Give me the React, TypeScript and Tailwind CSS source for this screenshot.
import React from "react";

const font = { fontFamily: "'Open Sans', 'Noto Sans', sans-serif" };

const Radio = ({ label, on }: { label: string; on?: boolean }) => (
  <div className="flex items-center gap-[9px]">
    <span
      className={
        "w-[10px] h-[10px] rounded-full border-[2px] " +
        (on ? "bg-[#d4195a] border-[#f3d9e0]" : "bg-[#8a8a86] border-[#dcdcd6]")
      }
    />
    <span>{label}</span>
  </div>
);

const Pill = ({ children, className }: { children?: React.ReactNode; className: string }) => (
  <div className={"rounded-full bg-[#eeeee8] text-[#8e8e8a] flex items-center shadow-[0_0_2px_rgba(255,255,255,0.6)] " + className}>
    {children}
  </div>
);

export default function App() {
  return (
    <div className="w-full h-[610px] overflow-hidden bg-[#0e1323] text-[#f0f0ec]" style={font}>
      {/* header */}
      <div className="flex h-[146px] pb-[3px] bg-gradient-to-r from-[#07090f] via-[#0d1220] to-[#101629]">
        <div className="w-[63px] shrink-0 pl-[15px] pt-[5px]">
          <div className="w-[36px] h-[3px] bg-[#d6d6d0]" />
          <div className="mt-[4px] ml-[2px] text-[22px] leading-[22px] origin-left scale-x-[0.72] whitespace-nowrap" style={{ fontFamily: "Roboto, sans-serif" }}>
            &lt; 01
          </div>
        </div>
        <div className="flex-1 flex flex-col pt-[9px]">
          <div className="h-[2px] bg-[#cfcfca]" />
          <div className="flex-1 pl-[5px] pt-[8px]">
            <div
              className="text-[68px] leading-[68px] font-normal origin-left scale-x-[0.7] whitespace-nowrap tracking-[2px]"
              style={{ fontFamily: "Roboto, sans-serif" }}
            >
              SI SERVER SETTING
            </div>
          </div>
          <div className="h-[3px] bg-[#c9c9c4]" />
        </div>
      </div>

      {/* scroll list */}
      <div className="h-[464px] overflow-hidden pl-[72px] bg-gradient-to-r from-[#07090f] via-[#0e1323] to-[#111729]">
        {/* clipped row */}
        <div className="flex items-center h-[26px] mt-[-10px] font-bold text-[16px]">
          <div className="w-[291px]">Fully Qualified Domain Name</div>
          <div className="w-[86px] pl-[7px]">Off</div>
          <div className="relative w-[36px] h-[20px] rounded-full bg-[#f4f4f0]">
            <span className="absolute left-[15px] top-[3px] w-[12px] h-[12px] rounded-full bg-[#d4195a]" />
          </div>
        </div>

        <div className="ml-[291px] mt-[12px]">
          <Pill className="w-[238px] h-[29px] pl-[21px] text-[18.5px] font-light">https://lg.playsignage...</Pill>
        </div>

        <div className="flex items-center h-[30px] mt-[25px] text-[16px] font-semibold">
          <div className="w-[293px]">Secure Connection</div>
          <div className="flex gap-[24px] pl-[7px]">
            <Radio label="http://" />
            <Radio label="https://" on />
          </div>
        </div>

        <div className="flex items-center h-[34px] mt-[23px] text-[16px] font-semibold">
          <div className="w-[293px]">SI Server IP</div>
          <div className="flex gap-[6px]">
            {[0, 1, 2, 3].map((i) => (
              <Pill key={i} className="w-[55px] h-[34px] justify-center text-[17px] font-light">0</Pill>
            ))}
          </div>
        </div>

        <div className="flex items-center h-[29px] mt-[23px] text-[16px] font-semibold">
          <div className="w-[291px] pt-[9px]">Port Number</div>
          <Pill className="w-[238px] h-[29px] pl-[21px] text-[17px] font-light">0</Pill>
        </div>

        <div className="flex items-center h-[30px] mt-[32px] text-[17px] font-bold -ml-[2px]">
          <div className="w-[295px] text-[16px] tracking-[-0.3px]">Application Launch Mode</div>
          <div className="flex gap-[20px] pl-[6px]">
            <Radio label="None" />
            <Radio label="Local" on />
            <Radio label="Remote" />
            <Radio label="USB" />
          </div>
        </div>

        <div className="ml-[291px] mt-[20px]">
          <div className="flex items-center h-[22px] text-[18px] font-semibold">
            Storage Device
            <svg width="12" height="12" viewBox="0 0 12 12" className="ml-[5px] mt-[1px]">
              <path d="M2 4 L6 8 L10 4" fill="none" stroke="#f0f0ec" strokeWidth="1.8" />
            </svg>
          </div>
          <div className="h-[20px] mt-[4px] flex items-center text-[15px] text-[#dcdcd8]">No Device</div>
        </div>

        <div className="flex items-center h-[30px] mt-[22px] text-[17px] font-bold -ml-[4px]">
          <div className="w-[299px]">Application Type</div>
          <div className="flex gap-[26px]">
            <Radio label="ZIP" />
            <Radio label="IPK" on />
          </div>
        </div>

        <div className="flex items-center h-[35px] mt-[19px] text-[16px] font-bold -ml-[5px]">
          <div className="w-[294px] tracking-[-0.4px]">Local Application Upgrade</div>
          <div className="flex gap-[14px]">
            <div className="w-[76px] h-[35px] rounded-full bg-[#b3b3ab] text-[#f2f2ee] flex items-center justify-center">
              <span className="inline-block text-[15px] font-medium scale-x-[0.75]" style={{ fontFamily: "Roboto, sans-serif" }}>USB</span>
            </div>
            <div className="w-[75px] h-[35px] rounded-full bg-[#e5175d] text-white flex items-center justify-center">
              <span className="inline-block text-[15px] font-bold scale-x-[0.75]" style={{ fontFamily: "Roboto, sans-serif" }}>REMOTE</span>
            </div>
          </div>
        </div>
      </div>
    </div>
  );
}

#####

What is expected ->
Reproduce the data in full, exactly as presented.

Solution for this problem ->
Give me the React, TypeScript and Tailwind CSS source for this screenshot.
import React from "react";

const font = { fontFamily: "'Open Sans', 'Noto Sans', sans-serif" };

const Radio = ({ label, on }: { label: string; on?: boolean }) => (
  <div className="flex items-center gap-[9px]">
    <span
      className={
        "w-[10px] h-[10px] rounded-full border-[2px] " +
        (on ? "bg-[#d4195a] border-[#f3d9e0]" : "bg-[#8a8a86] border-[#dcdcd6]")
      }
    />
    <span>{label}</span>
  </div>
);

const Pill = ({ children, className }: { children?: React.ReactNode; className: string }) => (
  <div className={"rounded-full bg-[#eeeee8] text-[#8e8e8a] flex items-center shadow-[0_0_2px_rgba(255,255,255,0.6)] " + className}>
    {children}
  </div>
);

export default function App() {
  return (
    <div className="w-full h-[610px] overflow-hidden bg-[#0e1323] text-[#f0f0ec]" style={font}>
      {/* header */}
      <div className="flex h-[146px] pb-[3px] bg-gradient-to-r from-[#07090f] via-[#0d1220] to-[#101629]">
        <div className="w-[63px] shrink-0 pl-[15px] pt-[5px]">
          <div className="w-[36px] h-[3px] bg-[#d6d6d0]" />
          <div className="mt-[4px] ml-[2px] text-[22px] leading-[22px] origin-left scale-x-[0.72] whitespace-nowrap" style={{ fontFamily: "Roboto, sans-serif" }}>
            &lt; 01
          </div>
        </div>
        <div className="flex-1 flex flex-col pt-[9px]">
          <div className="h-[2px] bg-[#cfcfca]" />
          <div className="flex-1 pl-[5px] pt-[8px]">
            <div
              className="text-[68px] leading-[68px] font-normal origin-left scale-x-[0.7] whitespace-nowrap tracking-[2px]"
              style={{ fontFamily: "Roboto, sans-serif" }}
            >
              SI SERVER SETTING
            </div>
          </div>
          <div className="h-[3px] bg-[#c9c9c4]" />
        </div>
      </div>

      {/* scroll list */}
      <div className="h-[464px] overflow-hidden pl-[72px] bg-gradient-to-r from-[#07090f] via-[#0e1323] to-[#111729]">
        {/* clipped row */}
        <div className="flex items-center h-[26px] mt-[-10px] font-bold text-[16px]">
          <div className="w-[291px]">Fully Qualified Domain Name</div>
          <div className="w-[86px] pl-[7px]">Off</div>
          <div className="relative w-[36px] h-[20px] rounded-full bg-[#f4f4f0]">
            <span className="absolute left-[15px] top-[3px] w-[12px] h-[12px] rounded-full bg-[#d4195a]" />
          </div>
        </div>

        <div className="ml-[291px] mt-[12px]">
          <Pill className="w-[238px] h-[29px] pl-[21px] text-[18.5px] font-light">https://lg.playsignage...</Pill>
        </div>

        <div className="flex items-center h-[30px] mt-[25px] text-[16px] font-semibold">
          <div className="w-[293px]">Secure Connection</div>
          <div className="flex gap-[24px] pl-[7px]">
            <Radio label="http://" />
            <Radio label="https://" on />
          </div>
        </div>

        <div className="flex items-center h-[34px] mt-[23px] text-[16px] font-semibold">
          <div className="w-[293px]">SI Server IP</div>
          <div className="flex gap-[6px]">
            {[0, 1, 2, 3].map((i) => (
              <Pill key={i} className="w-[55px] h-[34px] justify-center text-[17px] font-light">0</Pill>
            ))}
          </div>
        </div>

        <div className="flex items-center h-[29px] mt-[23px] text-[16px] font-semibold">
          <div className="w-[291px] pt-[9px]">Port Number</div>
          <Pill className="w-[238px] h-[29px] pl-[21px] text-[17px] font-light">0</Pill>
        </div>

        <div className="flex items-center h-[30px] mt-[32px] text-[17px] font-bold -ml-[2px]">
          <div className="w-[295px] text-[16px] tracking-[-0.3px]">Application Launch Mode</div>
          <div className="flex gap-[20px] pl-[6px]">
            <Radio label="None" />
            <Radio label="Local" on />
            <Radio label="Remote" />
            <Radio label="USB" />
          </div>
        </div>

        <div className="ml-[291px] mt-[20px]">
          <div className="flex items-center h-[22px] text-[18px] font-semibold">
            Storage Device
            <svg width="12" height="12" viewBox="0 0 12 12" className="ml-[5px] mt-[1px]">
              <path d="M2 4 L6 8 L10 4" fill="none" stroke="#f0f0ec" strokeWidth="1.8" />
            </svg>
          </div>
          <div className="h-[20px] mt-[4px] flex items-center text-[15px] text-[#dcdcd8]">No Device</div>
        </div>

        <div className="flex items-center h-[30px] mt-[22px] text-[17px] font-bold -ml-[4px]">
          <div className="w-[299px]">Application Type</div>
          <div className="flex gap-[26px]">
            <Radio label="ZIP" />
            <Radio label="IPK" on />
          </div>
        </div>

        <div className="flex items-center h-[35px] mt-[19px] text-[16px] font-bold -ml-[5px]">
          <div className="w-[294px] tracking-[-0.4px]">Local Application Upgrade</div>
          <div className="flex gap-[14px]">
            <div className="w-[76px] h-[35px] rounded-full bg-[#b3b3ab] text-[#f2f2ee] flex items-center justify-center">
              <span className="inline-block text-[15px] font-medium scale-x-[0.75]" style={{ fontFamily: "Roboto, sans-serif" }}>USB</span>
            </div>
            <div className="w-[75px] h-[35px] rounded-full bg-[#e5175d] text-white flex items-center justify-center">
              <span className="inline-block text-[15px] font-bold scale-x-[0.75]" style={{ fontFamily: "Roboto, sans-serif" }}>REMOTE</span>
            </div>
          </div>
        </div>
      </div>
    </div>
  );
}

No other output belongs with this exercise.